The naval bombardment began at 5.15 on 25 April 1915 by the French battleships Jauréguiberry and Henri IV, the French armoured cruiser Jeanne d’Arc and the Russian cruiser Askold. The target of the bombardment was the village of Kumkale at . Kumkale is situated at the southern end of the Anatolian side of the strait. At 10.00 the first French troops (10th and 11th Senegalese companies) landed at Kumkale. In Kumkale there was only one Ottoman platoon. Towards the night the French regiment formed a bridgehead at Kumkale.

===Clashes in Kumkale===
Because of Beşige bombardment (see below), and fear of another landing in Beşige, another possible landing site to the south, most of the 11th Ottoman division was unable to deploy in Kumkale.

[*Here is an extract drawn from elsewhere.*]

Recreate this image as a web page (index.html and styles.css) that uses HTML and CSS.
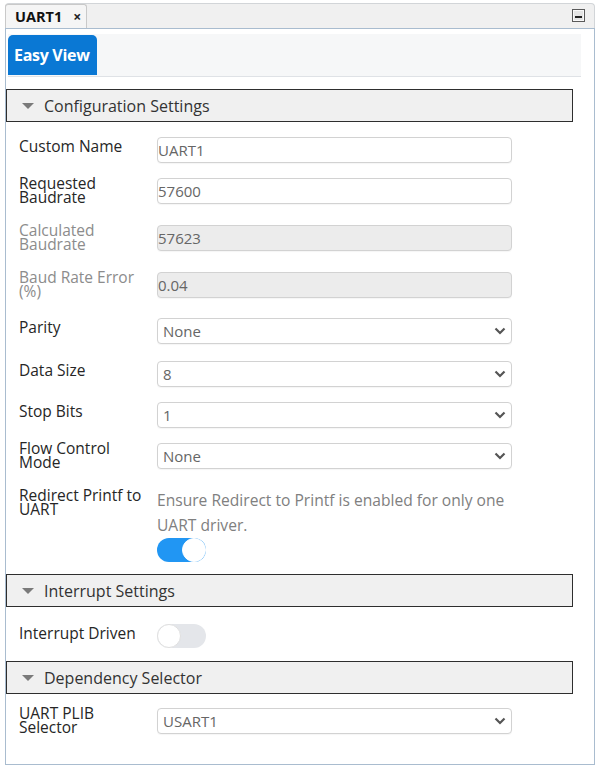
FILE: index.html
```html
<!DOCTYPE html>
<html>
<head>
<meta charset="utf-8">
<link rel="stylesheet" href="styles.css">
</head>
<body>
<div class="window">
  <div class="tabbar">
    <div class="doc-tab"><span class="doc-title">UART1</span><span class="doc-close">×</span></div>
    <svg class="minimize" width="13" height="13" viewBox="0 0 13 13">
      <rect x="0.5" y="0.5" width="12" height="12" fill="#e4e4e4" stroke="#5a5a5a"/>
      <rect x="1.5" y="1.5" width="10" height="10" fill="none" stroke="#f8f8f8"/>
      <rect x="3" y="7" width="7" height="2" fill="#222"/>
    </svg>
  </div>
  <div class="content">
    <div class="view-strip"><div class="view-tab">Easy View</div></div>

    <div class="section-header"><span class="caret"></span>Configuration Settings</div>
    <div class="section-body">
      <div class="row">
        <div class="label">Custom Name</div>
        <div class="field">UART1</div>
      </div>
      <div class="row row-two">
        <div class="label two">Requested<br>Baudrate</div>
        <div class="field">57600</div>
      </div>
      <div class="row row-two">
        <div class="label two muted">Calculated<br>Baudrate</div>
        <div class="field disabled">57623</div>
      </div>
      <div class="row row-mid">
        <div class="label two muted">Baud Rate Error<br>(%)</div>
        <div class="field disabled">0.04</div>
      </div>
      <div class="row row-loose">
        <div class="label">Parity</div>
        <div class="field select"><span>None</span><svg class="chev" width="12" height="8" viewBox="0 0 12 8"><polyline points="1.5,1.5 6,6 10.5,1.5" fill="none" stroke="#555" stroke-width="2.2"/></svg></div>
      </div>
      <div class="row">
        <div class="label">Data Size</div>
        <div class="field select"><span>8</span><svg class="chev" width="12" height="8" viewBox="0 0 12 8"><polyline points="1.5,1.5 6,6 10.5,1.5" fill="none" stroke="#555" stroke-width="2.2"/></svg></div>
      </div>
      <div class="row">
        <div class="label">Stop Bits</div>
        <div class="field select"><span>1</span><svg class="chev" width="12" height="8" viewBox="0 0 12 8"><polyline points="1.5,1.5 6,6 10.5,1.5" fill="none" stroke="#555" stroke-width="2.2"/></svg></div>
      </div>
      <div class="row row-two">
        <div class="label two">Flow Control<br>Mode</div>
        <div class="field select"><span>None</span><svg class="chev" width="12" height="8" viewBox="0 0 12 8"><polyline points="1.5,1.5 6,6 10.5,1.5" fill="none" stroke="#555" stroke-width="2.2"/></svg></div>
      </div>
      <div class="row row-last">
        <div class="label two">Redirect Printf to<br>UART</div>
        <div class="control">
          <div class="help">Ensure Redirect to Printf is enabled for only one UART driver.</div>
          <div class="toggle on"><span class="knob"></span></div>
        </div>
      </div>
    </div>

    <div class="section-header"><span class="caret"></span>Interrupt Settings</div>
    <div class="section-body body-short">
      <div class="row row-last">
        <div class="label">Interrupt Driven</div>
        <div class="control"><div class="toggle"><span class="knob"></span></div></div>
      </div>
    </div>

    <div class="section-header"><span class="caret"></span>Dependency Selector</div>
    <div class="section-body body-end">
      <div class="row row-last">
        <div class="label two">UART PLIB<br>Selector</div>
        <div class="field select"><span>USART1</span><svg class="chev" width="12" height="8" viewBox="0 0 12 8"><polyline points="1.5,1.5 6,6 10.5,1.5" fill="none" stroke="#555" stroke-width="2.2"/></svg></div>
      </div>
    </div>
  </div>
</div>
</body>
</html>
```

FILE: styles.css
```css
* { box-sizing: border-box; }
html, body { margin: 0; padding: 0; }
body {
  background: #ffffff;
  font-family: "Open Sans", "Noto Sans", sans-serif;
  color: #2a2a2a;
  width: 598px;
  height: 769px;
  overflow: hidden;
}
.window {
  margin: 3px 3px 0 5px;
  height: 762px;
  display: flex;
  flex-direction: column;
}
.tabbar {
  height: 25px;
  background: #f0f0f0;
  border: 1px solid #d2d5d8;
  border-bottom: none;
  border-radius: 4px 4px 0 0;
  display: flex;
  align-items: flex-end;
  justify-content: space-between;
  padding: 0 9px 0 0;
  flex: none;
}
.doc-tab {
  height: 24px;
  width: 82px;
  background: #f5f5f5;
  border: 1px solid #c9c9c9;
  border-bottom: none;
  border-radius: 3px 3px 0 0;
  display: flex;
  align-items: center;
  padding-left: 9px;
  margin-left: -1px;
}
.doc-title {
  font-weight: 700;
  font-size: 14.5px;
  color: #111;
}
.doc-close {
  font-weight: 700;
  font-size: 14px;
  margin-left: 11px;
  color: #222;
}
.minimize {
  align-self: center;
  margin-top: -2px;
}
.content {
  flex: 1;
  border: 1px solid #a9bccf;
  background: #fff;
}
.view-strip {
  margin: 5px 13px 0 2px;
  height: 43px;
  background: #f6f7f8;
  border-bottom: 1px solid #dfe2e6;
  padding-top: 1px;
}
.view-tab {
  width: 89px;
  height: 40px;
  background: #0a78d4;
  border-radius: 5px 5px 0 0;
  color: #fff;
  font-weight: 700;
  font-size: 16px;
  line-height: 40px;
  padding-left: 6px;
  letter-spacing: -0.3px;
}
.section-header {
  margin: 12px 0 0 0;
  width: 567px;
  height: 33px;
  border: 1px solid #2e2e2e;
  background: #f0f0f0;
  display: flex;
  align-items: center;
  font-size: 16px;
  color: #333;
  padding-left: 15px;
}
.section-body + .section-header { margin-top: 0; }
.caret {
  width: 0;
  height: 0;
  border-left: 6px solid transparent;
  border-right: 6px solid transparent;
  border-top: 6px solid #7a7a7a;
  margin-right: 10px;
  margin-top: 1px;
}
.section-body {
  padding: 15px 0 12px 13px;
}
.body-short { padding: 17px 0 13px 13px; }
.body-end { padding: 14px 0 0 13px; }
.row {
  display: grid;
  grid-template-columns: 138px 355px;
  align-items: start;
  margin-bottom: 15px;
}
.row-two { margin-bottom: 21px; }
.row-mid { margin-bottom: 20px; }
.row-loose { margin-bottom: 17px; }
.row-last { margin-bottom: 0; }
.label {
  font-size: 15.5px;
  line-height: 14px;
  padding-top: 2px;
  color: #262626;
}
.label.two { margin-top: -2px; padding-top: 0; }
.label.muted { color: #8c8c8c; }
.field {
  height: 26px;
  border: 1px solid #d2d2d2;
  border-radius: 4px;
  background: #fff;
  font-size: 15px;
  line-height: 24px;
  color: #666;
  padding-left: 0;
  box-shadow: 0 1px 1px rgba(0,0,0,0.04);
}
.field.disabled { background: #ececec; }
.field.select {
  display: flex;
  align-items: center;
  justify-content: space-between;
  padding: 0 5px 0 5px;
}
.chev { flex: none; }
.control { margin-top: -2px; }
.help {
  font-size: 15.6px;
  line-height: 25px;
  color: #808080;
  width: 355px;
}
.toggle {
  width: 49px;
  height: 24px;
  border-radius: 12px;
  background: #e4e6ea;
  position: relative;
}
.toggle .knob {
  position: absolute;
  top: 0;
  left: 0;
  width: 24px;
  height: 24px;
  border-radius: 50%;
  background: #fff;
  border: 1px solid #e0e0e0;
}
.toggle.on { background: #2196f3; }
.toggle.on .knob { left: 25px; border-color: #fff; }
.body-short .control { margin-top: 0; }
```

But Lieutenant Colonel Nurettin Bey, the commander of the 39th Ottoman regiment, counterattacked two times during the night, which resulted in failure, mostly due to friendly fire. Towards the morning, 39th regiment finally defeated the French forces. The French side sued for surrender. However, during negotiations, which were hampered by the language barrier, the sun rose and the navy opened fire, resulting in heavy casualties on the Ottoman side. The Ottoman regiment withdrew to reorganise. On the other hand, after the French withdrawal from Beşige, 11th division also prepared to attack. Hamilton ordered retreat from Anatolian positions and on the night of 26/27 April, Kumkuyu was evacuated by the French forces.

===Beşige/Besika Bay===
On the night of 25/26 April, six French troop transports, with two destroyers and a torpedo boat, appeared off Besika Bay (now Beşik Bay, Çanakkale), about 10 km south of Kumkale. The warships commenced a bombardment and boats were lowered from the transports, to simulate a disembarkation. At 8:30 a.m., the cruiser Jeanne d'Arc arrived and joined in the bombardment, before the force was recalled to Bozcaada at 10:00 a.m.

==Aftermath==
===Analysis===
The Ottoman garrison was detained in the area until 27 April, although the Turkish Official Account recorded that the landings at Kum Kale and the demonstration at Besika Bay had been recognised as ruses. Transfers of troops from the Asiatic shore was delayed by lack of boats and the fear of Allied submarines, rather than apprehension about landings on the Asiatic side. It was not until 29 April, that troops from the area appeared on the Helles front. After the landings, the Ottoman commander, General Weber Pasha was criticised for being caught unprepared, poor tactics, failures of communication and leadership, although the flat terrain had made accurate bombardment from offshore much easier.

===Casualties===
Casualties of the Ottoman side (including missing) were 1,735 men and French casualties were 786.